Sunday, February 8, 2009

solution

he's just upset that i make it all about me.
i have to have a solution to keep MY mind at peace.
he thinks i don't think about him.. and what he wants
shit
i don't even know what he wants

what used to happen when people called me out?
i know i'm selfish
and think of myself first a lot of the time
but when was the last time someone stood up to me?

was monet always wrong?

Saturday, February 7, 2009

afterthought

also, i have codependent tendencies and maybe i just didnt think for myself from the beginning.
ie: no reason to pressure him to drink, i wasnt really up for having crazy amounts of sex.

Fighting.

Tonight, me and my new boyfriend Damian got into our second.. okay maybe third.. ridiculous fight. I see it as ridiculous because I feel as if he overreacts and when I try to talk it out.. he has nothing to do with it..and just wants to fight for the purpose of fighting.
Now.. I know all healthy relationships have healthy fights every so often..but I feel as if we don't have an efficient way of talking to each other and listening to each other so it really scares me because it leaves things up in the air?
Like tomorrow for example, are we just going to ignore the fact that we were displeased with each other last night? Or are we going to try to talk it out AGAIN, to only disagree with each other AGAIN?
It really boggles me.

Just for the record, tonight he was mad at me because he felt as if I pressured him into drinking, mostly because I want to take 'advantage' of him. Which is an oxymoron itself because I could 'have' him whenever I want. It's just the excitement factor of being a little tipsy.
Consequently, I bought a couple 40's to keep right up with him.
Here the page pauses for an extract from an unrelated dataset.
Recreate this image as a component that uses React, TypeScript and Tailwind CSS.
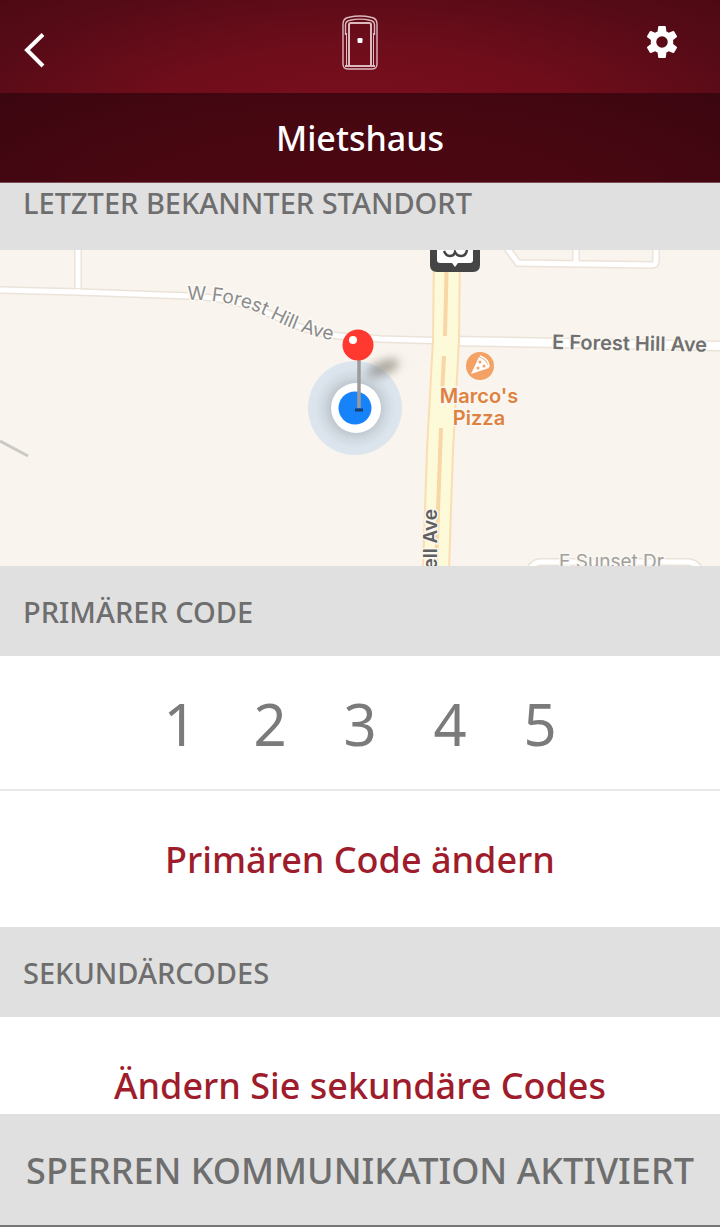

When my long day started to creep up on me, suddenly the setting of the beer and movie put me to sleep.
The only way I could have prevented this was to not drink. and maybe I should have done that.. maybe if he's going to drink for 'me', I need to not drink just so one of us can be focused.
Either way, he felt like it was a waste of time having me fall asleep during the movie and I should have just told him I wanted to leave earlier when I was falling asleep the first time.
But I hate being the buzzkill!
So do you see the drama?
We don't understand each other.. I don't understand why he would drink JUST because i pushed him a little and I don't understand why he would get mad at me for something as little as falling asleep.
I don't think he understands that the pressure I give him is minimal. I don't 'need' him to get drunk.. it's just different and new when he does and I want him to have a good time. And most importantly, I don't think he understands what it's like to drive around all day after you work a few hours early in the morning and then trying to stay away during a movie after ten.

ok.. so wish me luck
i know he loves me.
but this understanding thing is an issue.